Concerning the failure analysis of ductile structures, the terms: alternating
plasticity and incremental collapse, besides plastic collapse, are widely
used to identify failure modes under variable loadings. A structure
undergoes alternating plasticity, when the fluctuating loading program
produces some plastic deformation in each cycle althoughthe net plastic
deformation per cycle is zero. This induces failure due to low cycle
fatigue. Likewise, the structure fails by incremental collapse when
plastic deformations accumulates in the form of a compatible strain
distribution that leads to excessive inelastic deformation.
Shakedown analysis allows working under the realistic assumption that
only the range of variable loadings is known, unlike the usual prescription
of a particular loading history. That is, we deal in this paper with
direct methods that are based solely in the knowledge of a range of
load variations (or a reference loading, in limit analysis).

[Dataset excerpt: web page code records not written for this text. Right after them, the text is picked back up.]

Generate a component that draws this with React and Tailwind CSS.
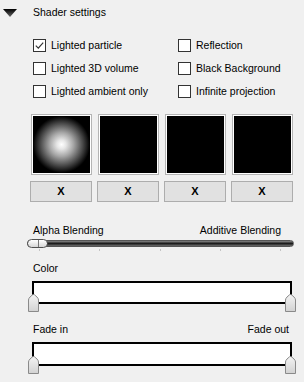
import React from "react";

const checks = [
  { label: "Lighted particle", checked: true },
  { label: "Reflection", checked: false },
  { label: "Lighted 3D volume", checked: false },
  { label: "Black Background", checked: false },
  { label: "Lighted ambient only", checked: false },
  { label: "Infinite projection", checked: false },
];

const Thumb = ({ className }) => (
  <svg className={className} width="11" height="18" viewBox="0 0 11 18">
    <defs>
      <linearGradient id="tg" x1="0" y1="0" x2="0" y2="1">
        <stop offset="0" stopColor="#f4f4f4" />
        <stop offset="1" stopColor="#d2d2d2" />
      </linearGradient>
    </defs>
    <path d="M0.5 6 Q0.5 4.5 2 3 L4.5 0.8 Q5.5 0 6.5 0.8 L9 3 Q10.5 4.5 10.5 6 V17.5 H0.5 Z" fill="url(#tg)" stroke="#8a8a8a" strokeWidth="1" />
  </svg>
);

const CheckBox = ({ label, checked }) => (
  <div className="flex items-center h-[23px]">
    <div className="w-[13px] h-[13px] border border-[#333333] bg-white flex items-center justify-center">
      {checked && (
        <svg width="11" height="11" viewBox="0 0 11 11">
          <path d="M1.8 5.6 L4.3 8.1 L9.2 2.6" fill="none" stroke="#333333" strokeWidth="1.2" />
        </svg>
      )}
    </div>
    <span className="ml-[5px] text-black">{label}</span>
  </div>
);

const App = () => {
  return (
    <div
      className="w-[304px] h-[382px] bg-[#f0f0f0] overflow-hidden flex flex-col text-[10.5px] leading-[13px] text-black"
      style={{ fontFamily: '"Liberation Sans", Arial, sans-serif' }}
    >
      <div className="mt-[6px] h-[13px] flex items-center">
        <svg className="ml-[3px]" width="14" height="8" viewBox="0 0 14 8">
          <defs>
            <linearGradient id="tri" x1="0" y1="0" x2="0" y2="1">
              <stop offset="0" stopColor="#000" />
              <stop offset="1" stopColor="#666" />
            </linearGradient>
          </defs>
          <polygon points="0,0 14,0 7,8" fill="url(#tri)" />
        </svg>
        <span className="ml-[16px]">Shader settings</span>
      </div>

      <div className="mt-[15px] pl-[33px] grid grid-cols-[145px_1fr]">
        {checks.map((c) => (
          <CheckBox key={c.label} label={c.label} checked={c.checked} />
        ))}
      </div>

      <div className="mt-[11px] pl-[30px] flex gap-[5px]">
        {[0, 1, 2, 3].map((i) => (
          <div key={i} className="w-[62px] flex flex-col">
            <div className="ml-[1px] w-[61px] h-[61px] border border-[#b4b4b4] p-[1px] bg-white">
              <div
                className={
                  i === 0
                    ? "w-full h-full bg-[radial-gradient(circle_closest-side,#ffffff_0%,#e6e6e6_16%,#a6a6a6_42%,#4a4a4a_74%,#0a0a0a_96%,#000000_100%)]"
                    : "w-full h-full bg-black"
                }
              />
            </div>
            <div className="mt-[6px] h-[21px] border border-[#adadad] bg-[#e1e1e1] flex items-center justify-center font-bold text-[11px]">
              X
            </div>
          </div>
        ))}
      </div>

      <div className="mt-[22px] h-[13px] pl-[33px] pr-[23px] flex justify-between">
        <span>Alpha Blending</span>
        <span>Additive Blending</span>
      </div>
      <div className="mt-[3px] ml-[27px] w-[267px] h-[8px] relative">
        <div className="w-full h-[7px] rounded-full bg-gradient-to-b from-[#8c8c8c] via-[#1c1c1c] to-[#707070] border border-[#555555]" />
        <div className="absolute left-0 top-[-1px] w-[21px] h-[9px] rounded-full border border-[#505050] bg-gradient-to-b from-white to-[#d6d6d6] flex items-center">
          <div className="ml-[10px] w-[1px] h-[7px] bg-[#777777]" />
        </div>
      </div>
      <div className="mt-[1px] ml-[39px] w-[242px] h-[3px] flex justify-between">
        {[0, 1, 2, 3, 4].map((i) => (
          <div key={i} className="w-[1px] h-[2px] bg-[#c4c4c4]" />
        ))}
      </div>

      <div className="mt-[10px] h-[13px] pl-[33px]">Color</div>
      <div className="mt-[6px] ml-[32px] w-[260px] h-[23px] border-2 border-black bg-white relative">
        <Thumb className="absolute left-[-6px] top-[11px]" />
        <Thumb className="absolute right-[-6px] top-[11px]" />
      </div>

      <div className="mt-[19px] h-[13px] pl-[33px] pr-[15px] flex justify-between">
        <span>Fade in</span>
        <span>Fade out</span>
      </div>
      <div className="mt-[6px] ml-[32px] w-[260px] h-[24px] border-2 border-black bg-white relative">
        <Thumb className="absolute left-[-6px] top-[12px]" />
        <Thumb className="absolute right-[-6px] top-[12px]" />
      </div>
    </div>
  );
};

export default App;
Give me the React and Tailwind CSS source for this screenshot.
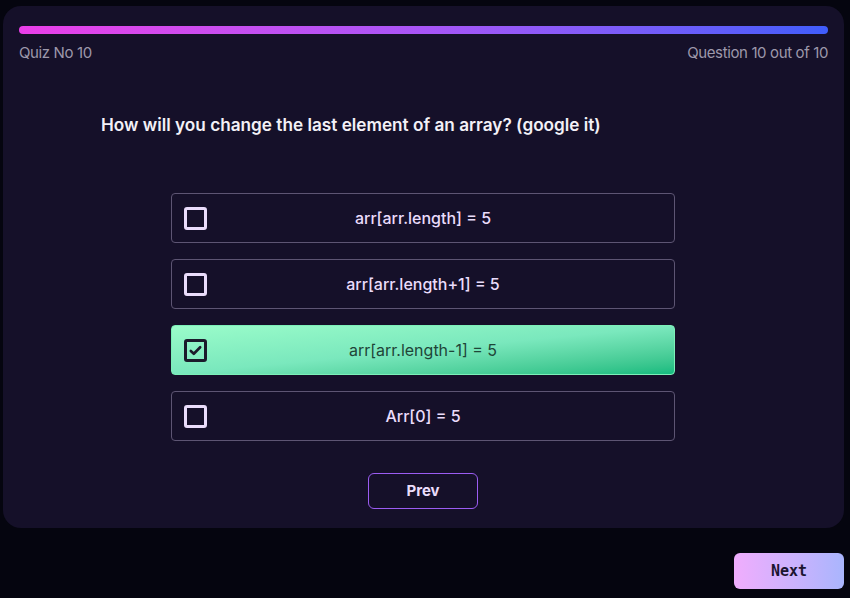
import { useState } from 'react';

const options = [
  'arr[arr.length] = 5',
  'arr[arr.length+1] = 5',
  'arr[arr.length-1] = 5',
  'Arr[0] = 5',
];

const font = { fontFamily: 'Inter, "Open Sans", sans-serif' };

const Checkbox = ({ checked }) => (
  <div
    className={`w-[23px] h-[23px] rounded-[3px] border-[3px] flex items-center justify-center shrink-0 ${
      checked ? 'border-[#1b1b2b]' : 'border-[#eadcfb]'
    }`}
  >
    {checked && (
      <svg width="15" height="15" viewBox="0 0 16 16" fill="none">
        <path d="M3 8.5l3.2 3L13 4.5" stroke="#1b1b2b" strokeWidth="2.8" strokeLinecap="round" strokeLinejoin="round" />
      </svg>
    )}
  </div>
);

export default function App() {
  const [selected, setSelected] = useState(2);

  return (
    <div className="w-[850px] h-[598px] bg-[#05050f] relative overflow-hidden" style={font}>
      <div className="absolute left-[3px] top-[6px] w-[841px] h-[522px] bg-[#151029] rounded-[18px] px-4 pt-5">
        {/* Progress */}
        <div className="h-2 w-[809px] rounded-full bg-gradient-to-r from-[#ea3ee8] via-[#a855f7] to-[#3f5dfb]" />
        <div className="flex justify-between w-[809px] mt-[8px] text-[15px] text-[#9d98ab] tracking-tight">
          <span>Quiz No 10</span>
          <span>Question 10 out of 10</span>
        </div>

        <div className="pl-[82px] mt-[47px] text-[17.2px] font-semibold text-[#f3f1f7]">
          How will you change the last element of an array? (google it)
        </div>

        <div className="flex flex-col gap-4 ml-[152px] w-[504px] mt-[56px]">
          {options.map((opt, i) => {
            const checked = selected === i;
            return (
              <button
                key={opt}
                onClick={() => setSelected(i)}
                className={`h-[50px] rounded-[4px] border flex items-center px-3 relative ${
                  checked
                    ? 'border-[#7cf0b8] bg-gradient-to-br from-[#9afcca] via-[#7ae8bd] to-[#10bb7f]'
                    : 'border-[#5d5573] bg-[#151029]'
                }`}
              >
                <Checkbox checked={checked} />
                <span
                  className={`absolute inset-0 flex items-center justify-center text-[16px] ${
                    checked ? 'text-[#1f4538]' : 'text-[#eadcfb] font-medium'
                  }`}
                >
                  {opt}
                </span>
              </button>
            );
          })}
        </div>

        <div className="flex justify-center ml-[152px] w-[504px] mt-8">
          <button className="w-[110px] h-9 rounded-md border border-[#9b5cf2] text-[15px] font-bold text-[#eadcfb]">
            Prev
          </button>
        </div>
      </div>

      <button
        className="absolute left-[734px] top-[553px] w-[110px] h-9 rounded-md bg-gradient-to-r from-[#f0adfd] to-[#a9b5fd] text-[15px] font-bold text-[#1b1530]"
        style={{ fontFamily: '"DejaVu Sans Mono", monospace' }}
      >
        Next
      </button>
    </div>
  );
}
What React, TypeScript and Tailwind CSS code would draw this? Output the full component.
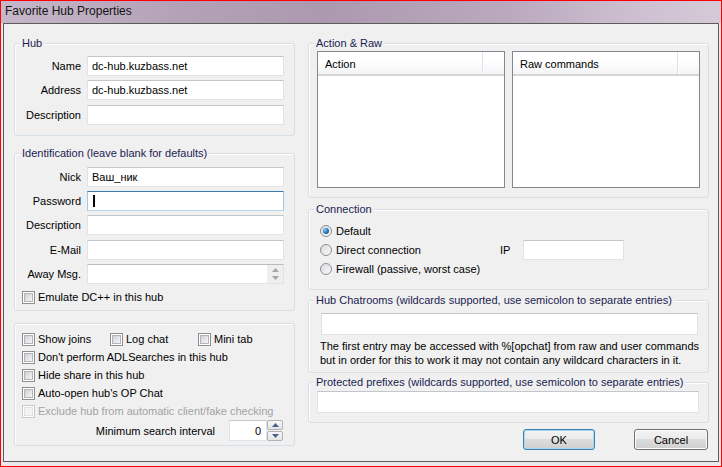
import React from "react";
import clsx from "clsx";

// Win7 basic-theme look: group boxes, text boxes, checkboxes and radios
const Group = ({
  label,
  className,
  children,
}: {
  label?: string;
  className?: string;
  children?: React.ReactNode;
}) => (
  <div className={clsx("relative border border-[#d5dfe5] rounded-[3px] shadow-[inset_1px_1px_0_#ffffff]", className)}>
    {label && (
      <span className="absolute left-[5px] top-[-8px] px-[2px] bg-[#f0f0f0] leading-[14px] text-[#1a2350] whitespace-nowrap">
        {label}
      </span>
    )}
    {children}
  </div>
);

const TextBox = ({
  value,
  className,
  focused,
}: {
  value?: string;
  className?: string;
  focused?: boolean;
}) => (
  <div
    className={clsx(
      "h-[20px] bg-white border flex items-center pl-[4px] text-black whitespace-nowrap",
      focused
        ? "border-[#a4c9e3] border-t-[#3d7bad] border-b-[#b7d9ed]"
        : "border-[#e0e3e8] border-t-[#c3c6cb]",
      className
    )}
  >
    {focused && <span className="w-[2px] h-[12px] bg-black ml-[1px]" />}
    {value}
  </div>
);

const Field = ({
  label,
  className,
  children,
}: {
  label: string;
  className?: string;
  children: React.ReactNode;
}) => (
  <div className={clsx("flex items-center", className)}>
    <span className="w-[66px] text-right whitespace-nowrap">{label}</span>
    <div className="ml-[6px] w-[197px]">{children}</div>
  </div>
);

const Check = ({ label, disabled, className }: { label: string; disabled?: boolean; className?: string }) => (
  <div className={clsx("flex items-center gap-[3px] whitespace-nowrap", disabled && "text-[#a3a3a3]", className)}>
    <div
      className={clsx(
        "w-[13px] h-[13px] border flex items-center justify-center bg-white shrink-0",
        disabled ? "border-[#c8c8c8]" : "border-[#8e8f8f]"
      )}
    >
      <div
        className={clsx(
          "w-[9px] h-[9px] border",
          disabled
            ? "border-[#e2e2e2] bg-[#f4f4f4]"
            : "border-[#b1b5ba] bg-gradient-to-br from-[#cdd1d6] to-[#f6f6f6]"
        )}
      />
    </div>
    <span>{label}</span>
  </div>
);

const Radio = ({ label, checked }: { label: string; checked?: boolean }) => (
  <div className="flex items-center gap-[4px] whitespace-nowrap">
    <div className="w-[12px] h-[12px] rounded-full border border-[#8e8f8f] bg-gradient-to-br from-[#d6d9dd] to-[#fbfbfb] flex items-center justify-center shrink-0">
      {checked && (
        <div className="w-[6px] h-[6px] rounded-full bg-[radial-gradient(circle_at_35%_35%,#8fd0f5_0%,#2a7bbd_45%,#0c3f70_100%)]" />
      )}
    </div>
    <span>{label}</span>
  </div>
);

const ListBox = ({ title }: { title: string }) => (
  <div className="w-[188px] h-[137px] border border-[#828790] bg-white flex flex-col">
    <div className="h-[24px] flex bg-[linear-gradient(to_bottom,#ffffff_0%,#ffffff_40%,#f3f4f6_100%)] border-b-[2px] border-[#d5d5d5]">
      <div className="w-[165px] flex items-center pl-[7px] pt-[2px] border-r border-[#dfe2e6] shadow-[1px_0_0_#ffffff]">
        {title}
      </div>
      <div className="flex-1" />
    </div>
  </div>
);

const Arrow = ({ up, color }: { up?: boolean; color: string }) => (
  <svg width="7" height="4" viewBox="0 0 7 4">
    <path d={up ? "M0 4 L3.5 0 L7 4 Z" : "M0 0 L3.5 4 L7 0 Z"} fill={color} />
  </svg>
);

const Button = ({ label, primary, className }: { label: string; primary?: boolean; className?: string }) => (
  <div
    className={clsx(
      "h-[21px] rounded-[3px] border flex items-center justify-center bg-[linear-gradient(to_bottom,#f2f2f2_0%,#ebebeb_50%,#dddddd_50%,#cfcfcf_100%)]",
      primary ? "border-[#3c7fb1] shadow-[inset_0_0_0_1px_#a7d8f5]" : "border-[#707070] shadow-[inset_0_0_0_1px_#fcfcfc]",
      className
    )}
  >
    {label}
  </div>
);

export default function App() {
  return (
    <div className="w-[722px] h-[467px] border border-[#ff0000] flex flex-col bg-[#ece7ed] text-[11px] leading-[14px] text-black font-['Liberation_Sans',Arial,sans-serif] select-none">
      {/* title bar */}
      <div className="h-[22px] flex items-center pl-[4px] pb-[3px] text-[12px] text-[#141414] bg-[linear-gradient(to_right,#c7b7ca_0%,#b3a1b6_25%,#ac99af_45%,#baa8bd_70%,#cdbfd0_88%,#d5cad8_100%)]">
        Favorite Hub Properties
      </div>

      <div className="flex-1 px-[2px] pb-[4px]">
        <div className="h-full border border-[#5c5c5c] bg-[#f0f0f0] flex pl-[10px] pr-[9px] gap-[13px]">
          {/* left column */}
          <div className="w-[281px] flex flex-col pt-[19px]">
            <Group label="Hub" className="h-[93px] pt-[12px]">
              <Field label="Name">
                <TextBox value="dc-hub.kuzbass.net" />
              </Field>
              <Field label="Address" className="mt-[4px]">
                <TextBox value="dc-hub.kuzbass.net" />
              </Field>
              <Field label="Description" className="mt-[5px]">
                <TextBox />
              </Field>
            </Group>

            <Group label="Identification (leave blank for defaults)" className="h-[158px] mt-[17px] pt-[13px]">
              <Field label="Nick">
                <TextBox value="Ваш_ник" />
              </Field>
              <Field label="Password" className="mt-[4px]">
                <TextBox focused />
              </Field>
              <Field label="Description" className="mt-[4px]">
                <TextBox />
              </Field>
              <Field label="E-Mail" className="mt-[5px]">
                <TextBox />
              </Field>
              <Field label="Away Msg." className="mt-[4px]">
                <div className="h-[20px] bg-white border border-[#e0e3e8] border-t-[#b9bcc1] flex justify-end">
                  <div className="w-[16px] h-full bg-[#efefef] flex flex-col items-center justify-center gap-[4px]">
                    <Arrow up color="#a6a6a6" />
                    <Arrow color="#a6a6a6" />
                  </div>
                </div>
              </Field>
              <div className="mt-[6px] h-[14px] flex items-center pl-[7px]">
                <Check label="Emulate DC++ in this hub" />
              </div>
            </Group>

            <Group className="h-[123px] mt-[12px] pt-[6px] pl-[7px]">
              <div className="h-[18px] flex items-center">
                <Check label="Show joins" className="w-[88px]" />
                <Check label="Log chat" className="w-[88px]" />
                <Check label="Mini tab" />
              </div>
              <div className="h-[18px] flex items-center">
                <Check label="Don't perform ADLSearches in this hub" />
              </div>
              <div className="h-[18px] flex items-center">
                <Check label="Hide share in this hub" />
              </div>
              <div className="h-[18px] flex items-center">
                <Check label="Auto-open hub's OP Chat" />
              </div>
              <div className="h-[18px] flex items-center">
                <Check label="Exclude hub from automatic client/fake checking" disabled />
              </div>
              <div className="h-[21px] flex items-center justify-end pr-[11px]">
                <span>Minimum search interval</span>
                <div className="ml-[14px] w-[38px] h-[21px] bg-white border border-[#e0e3e8] border-t-[#c3c6cb] flex items-center justify-end pr-[5px]">
                  0
                </div>
                <div className="w-[16px] h-[21px] flex flex-col gap-[1px]">
                  <div className="flex-1 border border-[#adb2b5] rounded-[2px] bg-gradient-to-b from-[#f7f7f7] to-[#e4e4e4] flex items-center justify-center">
                    <Arrow up color="#4a5f8c" />
                  </div>
                  <div className="flex-1 border border-[#adb2b5] rounded-[2px] bg-gradient-to-b from-[#f7f7f7] to-[#e4e4e4] flex items-center justify-center">
                    <Arrow color="#4a5f8c" />
                  </div>
                </div>
              </div>
            </Group>
          </div>

          {/* right column */}
          <div className="w-[401px] flex flex-col pt-[19px]">
            <Group label="Action & Raw" className="h-[155px] pt-[7px] px-[8px] flex gap-[7px]">
              <ListBox title="Action" />
              <ListBox title="Raw commands" />
            </Group>

            <Group label="Connection" className="h-[81px] mt-[11px] pt-[11px] pl-[11px]">
              <div className="h-[19px] flex items-center">
                <Radio label="Default" checked />
              </div>
              <div className="h-[19px] flex items-center">
                <div className="w-[180px]">
                  <Radio label="Direct connection" />
                </div>
                <span className="w-[23px]">IP</span>
                <TextBox className="w-[101px]" />
              </div>
              <div className="h-[19px] flex items-center">
                <Radio label="Firewall (passive, worst case)" />
              </div>
            </Group>

            <Group
              label="Hub Chatrooms (wildcards supported, use semicolon to separate entries)"
              className="h-[73px] mt-[10px] pt-[12px]"
            >
              <TextBox className="ml-[12px] w-[377px] h-[22px]" />
              <p className="mt-[4px] pl-[11px] whitespace-nowrap">
                The first entry may be accessed with %[opchat] from raw and user commands
                <br />
                but in order for this to work it may not contain any wildcard characters in it.
              </p>
            </Group>

            <Group
              label="Protected prefixes (wildcards supported, use semicolon to separate entries)"
              className="h-[41px] mt-[9px] pt-[8px] pl-[8px]"
            >
              <TextBox className="w-[382px] h-[22px]" />
            </Group>

            <div className="mt-[6px] flex justify-end gap-[39px] pr-[1px]">
              <Button label="OK" primary className="w-[72px]" />
              <Button label="Cancel" className="w-[74px]" />
            </div>
          </div>
        </div>
      </div>
    </div>
  );
}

We briefly present the derivation of statical, kinematical and mixed
variational principles of the shakedown theory by means of the basic
techniques of convex analysis. Numerical procedures suitable to solve
the shakedown analysis problem are also discussed in the framework of
mathematical programming techniques combined with common procedures
in the field of finite element methods. Aplications of shakedown analysis
for the safety assessment of structures are then reported. Finally,
we present a model for high-cycle fatigue based on the phenomenological
description of infinite life endurance as an elastic accommodation process
produced at the scale of the representative volume of the material.